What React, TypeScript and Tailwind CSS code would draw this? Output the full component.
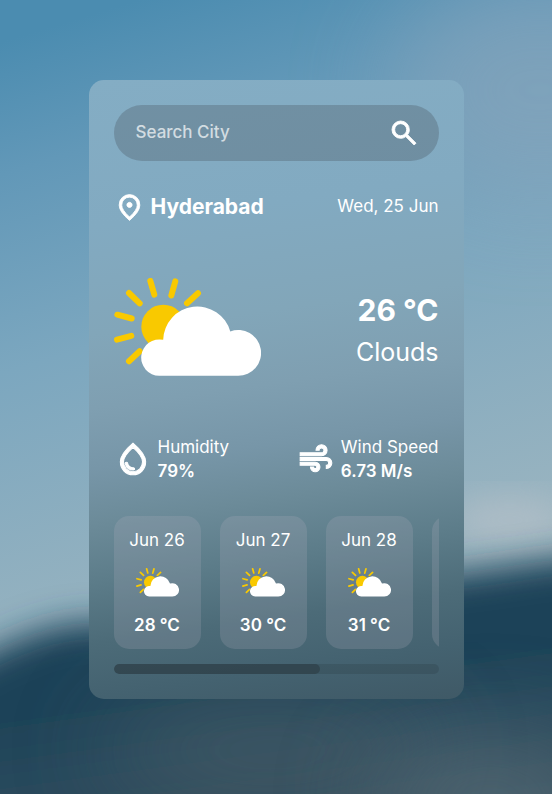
import { useState } from "react";
import type { ReactNode, UIEvent } from "react";

const forecast = [
  { day: "Jun 26", temp: 28 },
  { day: "Jun 27", temp: 30 },
  { day: "Jun 28", temp: 31 },
  { day: "Jun 29", temp: 30 },
  { day: "Jun 30", temp: 29 },
];

const paths = {
  search:
    "M784-120 532-372q-30 24-69 38t-83 14q-109 0-184.5-75.5T120-580q0-109 75.5-184.5T380-840q109 0 184.5 75.5T640-580q0 44-14 83t-38 69l252 252-56 56ZM380-400q75 0 127.5-52.5T560-580q0-75-52.5-127.5T380-760q-75 0-127.5 52.5T200-580q0 75 52.5 127.5T380-400Z",
  location:
    "M480-480q33 0 56.5-23.5T560-560q0-33-23.5-56.5T480-640q-33 0-56.5 23.5T400-560q0 33 23.5 56.5T480-480Zm0 294q122-112 181-203.5T720-552q0-109-69.5-178.5T480-800q-101 0-170.5 69.5T240-552q0 71 59 162.5T480-186Zm0 106Q319-217 239.5-334.5T160-552q0-150 96.5-239T480-880q127 0 223.5 89T800-552q0 100-79.5 217.5T480-80Z",
  drop:
    "M491-200q12-1 20.5-9.5T520-230q0-14-9-22.5t-23-7.5q-41 3-87-22.5T343-375q-2-11-10.5-18t-19.5-7q-14 0-23 10.5t-6 24.5q17 91 80 130t127 35ZM480-80q-137 0-228.5-94T160-408q0-100 79.5-217.5T480-880q161 137 240.5 254.5T800-408q0 140-91.5 234T480-80Zm0-80q104 0 172-70.5T720-408q0-73-60.5-165T480-774Q361-665 300.5-573T240-408q0 107 68 177.5T480-160Z",
  air:
    "M460-160q-50 0-85-35t-35-85h80q0 17 11.5 28.5T460-240q17 0 28.5-11.5T500-280q0-17-11.5-28.5T460-320H80v-80h380q50 0 85 35t35 85q0 50-35 85t-85 35ZM80-560v-80h540q26 0 43-17t17-43q0-26-17-43t-43-17q-26 0-43 17t-17 43h-80q0-59 40.5-99.5T620-840q59 0 99.5 40.5T760-700q0 59-40.5 99.5T620-560H80Zm660 320v-80q26 0 43-17t17-43q0-26-17-43t-43-17H80v-80h660q59 0 99.5 40.5T880-380q0 59-40.5 99.5T740-240Z",
};

function Icon({ name, className }: { name: keyof typeof paths; className: string }) {
  return (
    <svg
      viewBox="0 -960 960 960"
      fill="currentColor"
      stroke="currentColor"
      strokeWidth="26"
      className={`shrink-0 ${className}`}
      aria-hidden="true"
    >
      <path d={paths[name]} />
    </svg>
  );
}

function CloudySun({ className }: { className: string }) {
  return (
    <svg viewBox="0 0 147 98" className={className} aria-hidden="true">
      <g fill="none" stroke="#f9c900" strokeWidth="6" strokeLinecap="round">
        <path d="M36.3 2.9 40.3 16.7M61.3 3.3 57.3 17.5M15 15 25.7 25.3M84 15.3 73 25.3M3.3 36.7 17.7 40.5M3 61.7 17.3 57.9M15 83.3 25.7 73.3" />
      </g>
      <circle cx="49.3" cy="48.7" r="22" fill="#f9c900" />
      <path
        d="M45.2 97.8A18.2 18.2 0 1 1 49.2 61.8A34.2 34.2 0 0 1 116.3 53.4A22.9 22.9 0 1 1 124 97.8Z"
        fill="#fff"
      />
    </svg>
  );
}

function Backdrop() {
  return (
    <svg
      viewBox="0 0 552 794"
      preserveAspectRatio="none"
      className="absolute inset-0 -z-10 h-full w-full"
      aria-hidden="true"
    >
      <defs>
        <linearGradient id="sky" x1="0.25" y1="0" x2="0.42" y2="0.8">
          <stop offset="0" stopColor="#4b8cb0" />
          <stop offset="0.2" stopColor="#6298b8" />
          <stop offset="0.5" stopColor="#7ca7bf" />
          <stop offset="1" stopColor="#9cb5c0" />
        </linearGradient>
        <linearGradient id="hill" x1="0" y1="0" x2="0.3" y2="1">
          <stop offset="0" stopColor="#1b4358" />
          <stop offset="0.5" stopColor="#1e4359" />
          <stop offset="1" stopColor="#39525f" />
        </linearGradient>
        <filter id="soft" x="-30%" y="-30%" width="160%" height="160%">
          <feGaussianBlur stdDeviation="17" />
        </filter>
        <filter id="haze" x="-100%" y="-100%" width="300%" height="300%">
          <feGaussianBlur stdDeviation="50" />
        </filter>
      </defs>
      <rect width="552" height="794" fill="url(#sky)" />
      <ellipse cx="540" cy="90" rx="150" ry="110" fill="#86a4bb" opacity="0.7" filter="url(#haze)" />
      <ellipse cx="510" cy="520" rx="60" ry="24" fill="#b2bfc8" opacity="0.8" filter="url(#soft)" />
      <path
        d="M-80 690C-20 660 30 622 100 622C250 624 340 590 450 574C510 568 560 556 640 552V880H-80Z"
        fill="url(#hill)"
        filter="url(#soft)"
      />
      <ellipse cx="270" cy="750" rx="170" ry="36" fill="#52636b" opacity="0.8" filter="url(#haze)" />
      <ellipse cx="490" cy="800" rx="120" ry="60" fill="#5a6e78" opacity="0.75" filter="url(#haze)" />
    </svg>
  );
}

function Condition({
  icon,
  label,
  value,
}: {
  icon: ReactNode;
  label: string;
  value: string;
}) {
  return (
    <div className="flex items-center gap-1.5">
      {icon}
      <div className="text-[17px] leading-6">
        <h3>{label}</h3>
        <p className="font-semibold">{value}</p>
      </div>
    </div>
  );
}

function Forecast() {
  const [bar, setBar] = useState({ left: 0, width: 63.4 });

  const measure = (el: HTMLUListElement | null) => {
    if (!el || !el.scrollWidth) return;
    const left = (el.scrollLeft / el.scrollWidth) * 100;
    const width = (el.clientWidth / el.scrollWidth) * 100;
    setBar((b) => (b.left === left && b.width === width ? b : { left, width }));
  };

  return (
    <section className="mt-[33px]" aria-label="Forecast">
      <ul
        ref={measure}
        onScroll={(e: UIEvent<HTMLUListElement>) => measure(e.currentTarget)}
        className="flex gap-[19px] overflow-x-auto [scrollbar-width:none]"
      >
        {forecast.map(({ day, temp }) => (
          <li
            key={day}
            className="flex h-[133px] w-[87px] shrink-0 flex-col items-center justify-between rounded-[15px] bg-[#b9b4c4]/20 py-3 text-[17px] leading-6"
          >
            <h4>{day}</h4>
            <CloudySun className="w-[43px]" />
            <p className="font-semibold">{temp} °C</p>
          </li>
        ))}
      </ul>
      <div className="mt-[15px] h-2.5 overflow-hidden rounded-full bg-black/10">
        <div
          className="h-full rounded-full bg-[#2a3840]/55"
          style={{ width: `${bar.width}%`, marginLeft: `${bar.left}%` }}
        />
      </div>
    </section>
  );
}

export default function App() {
  const [city, setCity] = useState("");

  return (
    <div className="relative isolate flex min-h-screen items-start justify-center overflow-hidden px-4 py-20 font-['Inter',sans-serif] text-white">
      <Backdrop />
      <main className="w-full max-w-[375px] rounded-[15px] bg-[linear-gradient(172deg,#84adc4_0%,#82aac1_22%,#82a6b9_38%,#7f9fb1_49%,#7796a8_58%,#6c8b99_66%,#5c7c89_75%,#4c6b78_84%,#446270_92%,#3f5966_100%)] p-[25px]">
        <form
          className="flex h-14 items-center rounded-full bg-[#444f58]/30 pr-[19px] pl-[22px]"
          onSubmit={(e) => e.preventDefault()}
        >
          <input
            type="text"
            aria-label="Search City"
            placeholder="Search City"
            value={city}
            onChange={(e) => setCity(e.target.value)}
            className="min-w-0 flex-1 bg-transparent text-[17px] font-medium text-white outline-none placeholder:text-white/70"
          />
          <button type="submit" aria-label="Search" className="cursor-pointer">
            <Icon name="search" className="size-8" />
          </button>
        </form>

        <section className="mt-[30px] flex items-center justify-between">
          <div className="flex items-center gap-1.5">
            <Icon name="location" className="size-[31px]" />
            <h1 className="text-[21px] leading-8 font-bold">Hyderabad</h1>
          </div>
          <p className="text-[17px]">Wed, 25 Jun</p>
        </section>

        <section className="mt-[55px] flex items-center justify-between">
          <CloudySun className="w-[147px]" />
          <div className="pt-2 text-right">
            <h2 className="text-[30px] leading-[42px] font-bold">26 °C</h2>
            <p className="text-[25px] leading-[42px]">Clouds</p>
          </div>
        </section>

        <section className="mt-[59px] flex items-center justify-between">
          <Condition
            icon={<Icon name="drop" className="size-[38px]" />}
            label="Humidity"
            value="79%"
          />
          <Condition
            icon={<Icon name="air" className="size-[38px]" />}
            label="Wind Speed"
            value="6.73 M/s"
          />
        </section>

        <Forecast />
      </main>
    </div>
  );
}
************
* PROBLEM TO WORK ON:
Give only the number of lines in the material above that hold the word "full".

* SOLUTION TO THIS PROBLEM:
6